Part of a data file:
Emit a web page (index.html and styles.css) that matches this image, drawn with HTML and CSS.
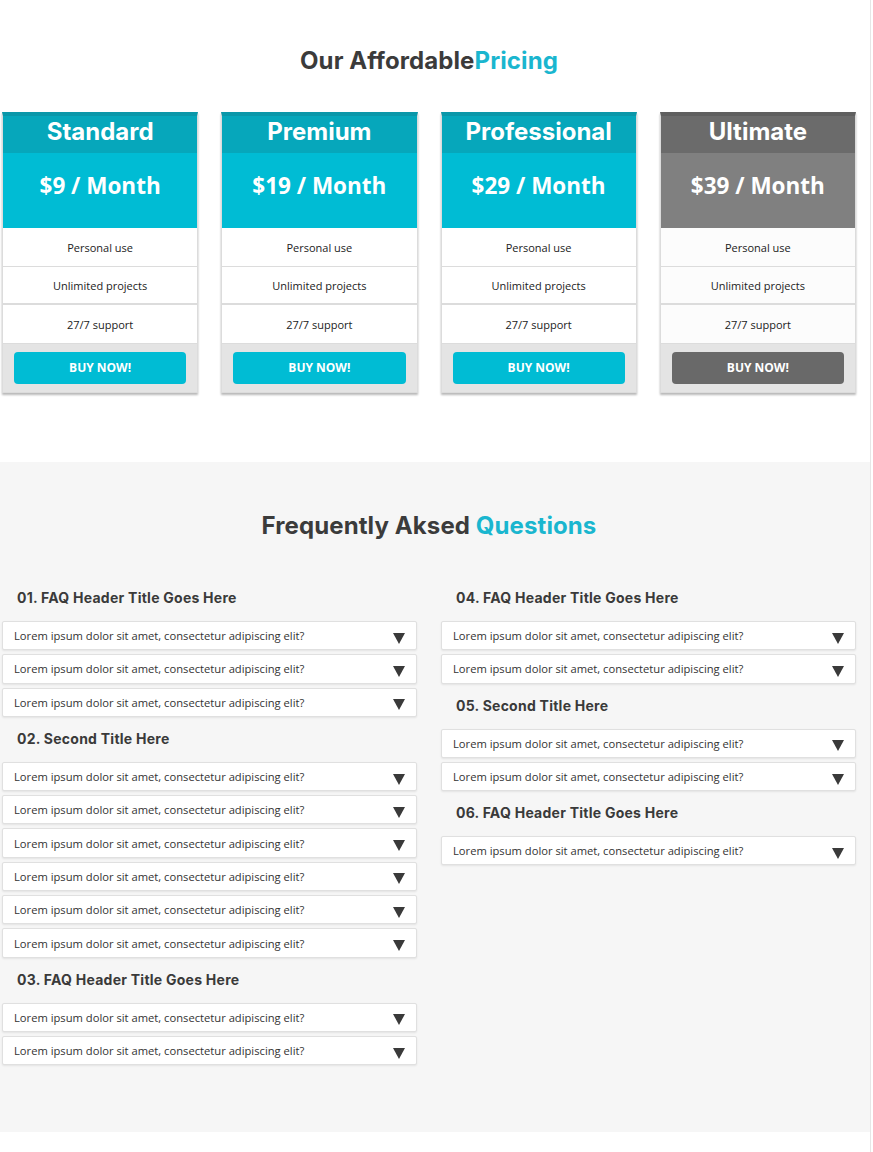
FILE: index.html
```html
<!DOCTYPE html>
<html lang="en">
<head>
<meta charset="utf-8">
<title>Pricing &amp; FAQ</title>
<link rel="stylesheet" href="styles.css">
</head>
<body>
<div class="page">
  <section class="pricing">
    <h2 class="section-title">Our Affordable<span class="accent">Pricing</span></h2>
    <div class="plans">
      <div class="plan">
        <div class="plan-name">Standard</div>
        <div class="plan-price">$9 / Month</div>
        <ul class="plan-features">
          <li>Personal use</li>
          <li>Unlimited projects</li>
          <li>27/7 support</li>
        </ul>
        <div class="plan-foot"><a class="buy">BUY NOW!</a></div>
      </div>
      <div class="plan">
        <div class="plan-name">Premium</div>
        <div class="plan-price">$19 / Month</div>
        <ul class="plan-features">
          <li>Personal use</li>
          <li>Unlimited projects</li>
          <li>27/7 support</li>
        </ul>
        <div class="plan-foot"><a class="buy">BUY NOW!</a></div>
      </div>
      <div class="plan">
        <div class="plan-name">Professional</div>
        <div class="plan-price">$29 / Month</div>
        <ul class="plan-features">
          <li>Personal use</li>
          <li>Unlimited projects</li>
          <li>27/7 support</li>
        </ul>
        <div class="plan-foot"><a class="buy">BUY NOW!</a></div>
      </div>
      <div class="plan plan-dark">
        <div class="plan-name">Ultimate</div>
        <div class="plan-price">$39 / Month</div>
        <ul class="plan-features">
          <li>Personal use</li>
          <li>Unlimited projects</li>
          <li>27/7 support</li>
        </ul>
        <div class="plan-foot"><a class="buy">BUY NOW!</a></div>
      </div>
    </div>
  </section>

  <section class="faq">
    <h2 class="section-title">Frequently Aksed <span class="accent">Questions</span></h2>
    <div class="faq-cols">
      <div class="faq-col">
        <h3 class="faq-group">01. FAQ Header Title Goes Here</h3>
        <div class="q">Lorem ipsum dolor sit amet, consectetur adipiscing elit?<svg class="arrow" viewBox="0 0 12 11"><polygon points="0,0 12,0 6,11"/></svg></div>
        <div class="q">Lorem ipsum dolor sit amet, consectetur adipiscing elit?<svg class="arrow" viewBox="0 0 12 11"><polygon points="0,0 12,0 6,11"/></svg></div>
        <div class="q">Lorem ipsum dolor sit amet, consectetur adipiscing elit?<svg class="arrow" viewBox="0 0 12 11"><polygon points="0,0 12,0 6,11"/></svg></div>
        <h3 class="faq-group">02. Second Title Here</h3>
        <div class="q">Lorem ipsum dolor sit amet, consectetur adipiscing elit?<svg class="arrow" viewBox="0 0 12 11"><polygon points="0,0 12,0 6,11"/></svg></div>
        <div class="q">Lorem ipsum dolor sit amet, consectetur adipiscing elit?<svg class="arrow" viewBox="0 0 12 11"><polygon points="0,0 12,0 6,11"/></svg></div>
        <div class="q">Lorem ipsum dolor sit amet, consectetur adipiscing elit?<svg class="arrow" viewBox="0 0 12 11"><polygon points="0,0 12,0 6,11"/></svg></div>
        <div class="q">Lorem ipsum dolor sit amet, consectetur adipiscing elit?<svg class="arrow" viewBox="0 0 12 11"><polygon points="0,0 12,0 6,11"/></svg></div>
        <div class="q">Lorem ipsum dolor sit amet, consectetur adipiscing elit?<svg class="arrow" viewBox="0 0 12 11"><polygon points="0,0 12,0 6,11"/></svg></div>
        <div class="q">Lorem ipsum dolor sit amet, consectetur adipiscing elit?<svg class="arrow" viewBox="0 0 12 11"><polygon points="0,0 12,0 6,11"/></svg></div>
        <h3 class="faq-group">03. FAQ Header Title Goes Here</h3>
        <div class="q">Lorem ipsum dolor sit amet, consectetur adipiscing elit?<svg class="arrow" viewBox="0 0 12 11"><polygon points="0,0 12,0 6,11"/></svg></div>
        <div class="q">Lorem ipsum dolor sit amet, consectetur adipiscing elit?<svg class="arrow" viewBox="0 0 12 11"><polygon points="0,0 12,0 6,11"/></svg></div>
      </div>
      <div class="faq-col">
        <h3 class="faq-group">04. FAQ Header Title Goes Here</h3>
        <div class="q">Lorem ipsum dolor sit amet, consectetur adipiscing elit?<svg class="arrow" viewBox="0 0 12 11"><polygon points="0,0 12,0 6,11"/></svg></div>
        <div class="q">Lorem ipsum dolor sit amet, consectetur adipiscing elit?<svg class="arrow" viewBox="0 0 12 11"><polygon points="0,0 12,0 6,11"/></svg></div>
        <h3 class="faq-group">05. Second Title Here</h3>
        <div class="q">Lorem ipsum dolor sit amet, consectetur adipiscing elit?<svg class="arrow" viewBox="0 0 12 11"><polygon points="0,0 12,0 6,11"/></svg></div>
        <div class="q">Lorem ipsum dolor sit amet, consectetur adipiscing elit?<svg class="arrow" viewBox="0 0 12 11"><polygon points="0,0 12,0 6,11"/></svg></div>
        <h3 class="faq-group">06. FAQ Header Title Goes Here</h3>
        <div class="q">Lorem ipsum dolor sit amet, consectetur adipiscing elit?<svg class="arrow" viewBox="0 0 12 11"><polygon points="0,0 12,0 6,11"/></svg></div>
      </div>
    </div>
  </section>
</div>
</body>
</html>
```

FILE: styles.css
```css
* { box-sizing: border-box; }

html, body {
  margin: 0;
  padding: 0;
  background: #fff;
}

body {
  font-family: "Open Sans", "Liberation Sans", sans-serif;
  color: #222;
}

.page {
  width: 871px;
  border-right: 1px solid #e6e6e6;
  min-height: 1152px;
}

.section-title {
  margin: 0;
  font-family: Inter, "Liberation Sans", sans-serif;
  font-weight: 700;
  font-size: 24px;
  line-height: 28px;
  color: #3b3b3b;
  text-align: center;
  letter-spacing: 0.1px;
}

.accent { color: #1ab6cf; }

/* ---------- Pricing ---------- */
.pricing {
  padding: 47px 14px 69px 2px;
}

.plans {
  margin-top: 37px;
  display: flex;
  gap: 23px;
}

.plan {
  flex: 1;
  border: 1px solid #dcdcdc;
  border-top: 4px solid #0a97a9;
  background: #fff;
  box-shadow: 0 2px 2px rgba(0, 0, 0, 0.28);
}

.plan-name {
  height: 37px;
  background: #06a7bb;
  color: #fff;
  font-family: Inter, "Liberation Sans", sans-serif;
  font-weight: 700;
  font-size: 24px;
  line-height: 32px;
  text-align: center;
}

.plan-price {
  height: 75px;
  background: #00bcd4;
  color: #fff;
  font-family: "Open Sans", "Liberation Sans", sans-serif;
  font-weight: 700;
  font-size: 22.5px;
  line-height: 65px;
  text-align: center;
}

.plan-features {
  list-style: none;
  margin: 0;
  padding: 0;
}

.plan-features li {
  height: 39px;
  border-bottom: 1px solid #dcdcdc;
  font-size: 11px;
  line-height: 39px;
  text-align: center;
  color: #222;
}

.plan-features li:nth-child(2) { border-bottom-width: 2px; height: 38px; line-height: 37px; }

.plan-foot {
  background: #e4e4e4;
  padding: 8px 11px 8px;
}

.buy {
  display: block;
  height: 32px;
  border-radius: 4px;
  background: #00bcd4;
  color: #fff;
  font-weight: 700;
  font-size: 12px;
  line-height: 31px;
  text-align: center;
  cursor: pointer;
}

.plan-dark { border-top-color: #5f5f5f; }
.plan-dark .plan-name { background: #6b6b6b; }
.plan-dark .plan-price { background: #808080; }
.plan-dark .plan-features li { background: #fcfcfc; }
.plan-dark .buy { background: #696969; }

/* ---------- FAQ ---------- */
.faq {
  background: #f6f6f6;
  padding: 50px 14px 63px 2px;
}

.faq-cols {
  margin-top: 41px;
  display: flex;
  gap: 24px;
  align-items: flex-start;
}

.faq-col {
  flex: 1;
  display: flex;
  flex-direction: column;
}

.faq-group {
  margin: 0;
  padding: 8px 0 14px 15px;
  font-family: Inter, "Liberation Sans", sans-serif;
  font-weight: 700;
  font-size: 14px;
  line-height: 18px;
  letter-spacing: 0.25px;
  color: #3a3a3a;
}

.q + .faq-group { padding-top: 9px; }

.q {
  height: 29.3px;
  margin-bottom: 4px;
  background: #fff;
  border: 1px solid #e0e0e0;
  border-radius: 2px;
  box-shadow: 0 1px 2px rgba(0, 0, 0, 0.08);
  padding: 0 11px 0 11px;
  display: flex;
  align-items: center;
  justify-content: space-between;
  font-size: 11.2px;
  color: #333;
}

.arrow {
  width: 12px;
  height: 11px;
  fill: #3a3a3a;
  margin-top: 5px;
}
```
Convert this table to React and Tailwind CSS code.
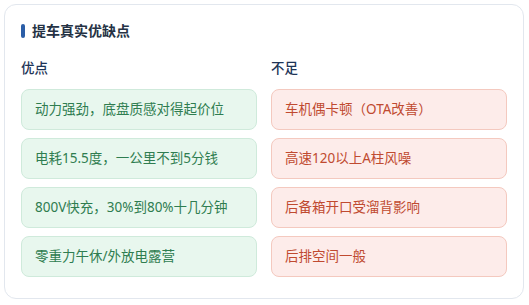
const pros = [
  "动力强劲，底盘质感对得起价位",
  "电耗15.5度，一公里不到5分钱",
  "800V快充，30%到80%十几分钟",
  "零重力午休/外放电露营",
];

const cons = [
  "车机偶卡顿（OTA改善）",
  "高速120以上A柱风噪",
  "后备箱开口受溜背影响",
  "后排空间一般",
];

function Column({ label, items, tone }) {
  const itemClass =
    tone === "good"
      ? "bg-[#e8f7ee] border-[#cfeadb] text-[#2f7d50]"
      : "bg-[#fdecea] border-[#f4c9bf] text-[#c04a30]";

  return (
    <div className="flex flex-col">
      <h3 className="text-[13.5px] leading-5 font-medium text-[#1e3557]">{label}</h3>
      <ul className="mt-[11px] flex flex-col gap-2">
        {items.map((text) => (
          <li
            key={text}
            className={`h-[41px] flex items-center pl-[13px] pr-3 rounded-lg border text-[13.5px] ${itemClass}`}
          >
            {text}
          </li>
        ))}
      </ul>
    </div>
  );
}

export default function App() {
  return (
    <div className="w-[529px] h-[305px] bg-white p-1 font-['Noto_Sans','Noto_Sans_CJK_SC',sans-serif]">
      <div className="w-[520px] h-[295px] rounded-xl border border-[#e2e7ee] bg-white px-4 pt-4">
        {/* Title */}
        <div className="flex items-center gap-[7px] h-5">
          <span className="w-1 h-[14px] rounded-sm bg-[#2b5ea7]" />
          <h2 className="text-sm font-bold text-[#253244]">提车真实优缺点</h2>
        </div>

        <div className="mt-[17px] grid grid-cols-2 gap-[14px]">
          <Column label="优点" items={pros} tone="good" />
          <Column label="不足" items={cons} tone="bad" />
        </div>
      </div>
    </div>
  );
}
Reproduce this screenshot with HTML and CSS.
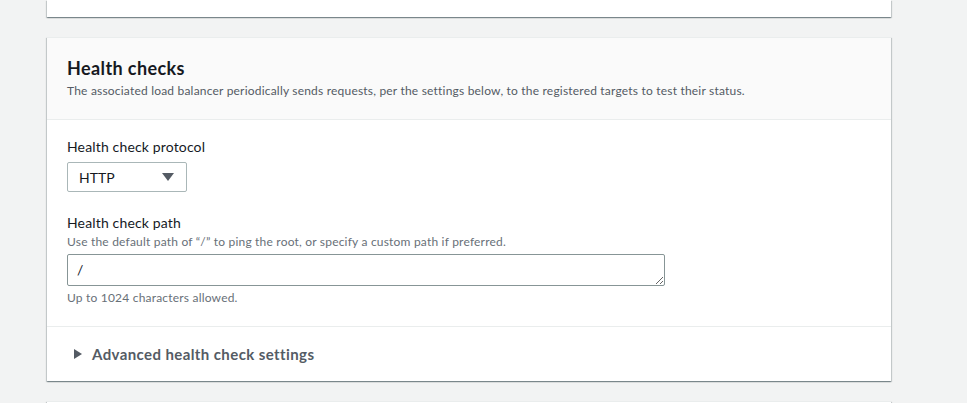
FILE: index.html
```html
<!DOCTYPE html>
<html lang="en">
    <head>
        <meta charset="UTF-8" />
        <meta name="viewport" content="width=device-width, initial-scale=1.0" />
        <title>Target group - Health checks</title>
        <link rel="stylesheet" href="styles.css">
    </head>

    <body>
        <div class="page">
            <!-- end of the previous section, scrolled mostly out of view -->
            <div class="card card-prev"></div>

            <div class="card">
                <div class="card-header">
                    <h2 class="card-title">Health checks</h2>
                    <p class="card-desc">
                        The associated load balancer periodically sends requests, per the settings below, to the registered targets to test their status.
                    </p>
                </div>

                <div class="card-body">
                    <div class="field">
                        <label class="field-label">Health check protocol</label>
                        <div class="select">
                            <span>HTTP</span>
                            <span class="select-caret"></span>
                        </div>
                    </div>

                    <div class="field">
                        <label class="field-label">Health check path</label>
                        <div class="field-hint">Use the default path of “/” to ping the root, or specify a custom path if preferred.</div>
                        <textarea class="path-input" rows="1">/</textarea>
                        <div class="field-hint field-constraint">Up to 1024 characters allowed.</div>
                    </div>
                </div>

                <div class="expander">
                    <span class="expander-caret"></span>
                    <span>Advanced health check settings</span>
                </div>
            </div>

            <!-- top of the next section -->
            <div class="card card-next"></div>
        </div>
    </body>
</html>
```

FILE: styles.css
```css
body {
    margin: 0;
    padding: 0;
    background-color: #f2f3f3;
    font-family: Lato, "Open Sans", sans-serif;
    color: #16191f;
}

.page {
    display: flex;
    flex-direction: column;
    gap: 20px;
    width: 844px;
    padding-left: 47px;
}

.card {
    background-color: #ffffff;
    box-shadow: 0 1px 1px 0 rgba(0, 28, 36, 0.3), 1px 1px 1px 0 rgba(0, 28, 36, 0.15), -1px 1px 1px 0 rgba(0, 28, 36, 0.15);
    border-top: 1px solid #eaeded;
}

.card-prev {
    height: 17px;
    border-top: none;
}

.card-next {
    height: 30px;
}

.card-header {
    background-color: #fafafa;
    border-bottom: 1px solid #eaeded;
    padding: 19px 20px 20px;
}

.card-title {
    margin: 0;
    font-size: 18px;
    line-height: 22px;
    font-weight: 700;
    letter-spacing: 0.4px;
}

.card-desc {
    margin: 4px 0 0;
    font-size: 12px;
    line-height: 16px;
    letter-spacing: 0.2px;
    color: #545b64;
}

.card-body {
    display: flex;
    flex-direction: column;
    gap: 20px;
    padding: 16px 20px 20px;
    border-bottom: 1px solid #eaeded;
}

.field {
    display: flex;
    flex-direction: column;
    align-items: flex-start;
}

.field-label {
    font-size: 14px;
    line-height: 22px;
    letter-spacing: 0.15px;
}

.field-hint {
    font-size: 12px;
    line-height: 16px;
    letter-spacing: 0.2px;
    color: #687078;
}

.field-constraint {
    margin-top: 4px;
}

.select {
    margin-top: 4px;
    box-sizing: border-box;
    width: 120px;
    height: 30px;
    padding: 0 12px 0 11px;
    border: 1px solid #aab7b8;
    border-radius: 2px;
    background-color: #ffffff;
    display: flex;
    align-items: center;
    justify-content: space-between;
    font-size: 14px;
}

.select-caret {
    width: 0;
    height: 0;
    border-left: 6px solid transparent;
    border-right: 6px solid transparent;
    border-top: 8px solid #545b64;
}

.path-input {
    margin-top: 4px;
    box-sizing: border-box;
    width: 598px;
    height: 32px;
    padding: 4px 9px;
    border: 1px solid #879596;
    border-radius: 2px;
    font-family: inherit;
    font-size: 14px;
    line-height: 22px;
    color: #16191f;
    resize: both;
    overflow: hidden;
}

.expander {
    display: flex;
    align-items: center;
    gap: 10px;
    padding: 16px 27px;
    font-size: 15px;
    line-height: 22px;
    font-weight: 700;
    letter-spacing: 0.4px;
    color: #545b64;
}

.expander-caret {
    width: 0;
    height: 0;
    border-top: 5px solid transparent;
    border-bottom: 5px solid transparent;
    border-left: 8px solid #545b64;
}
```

*Requirements*:
Tally the lines of the records holding the word "this", then state only the tally.

*The solution*:
3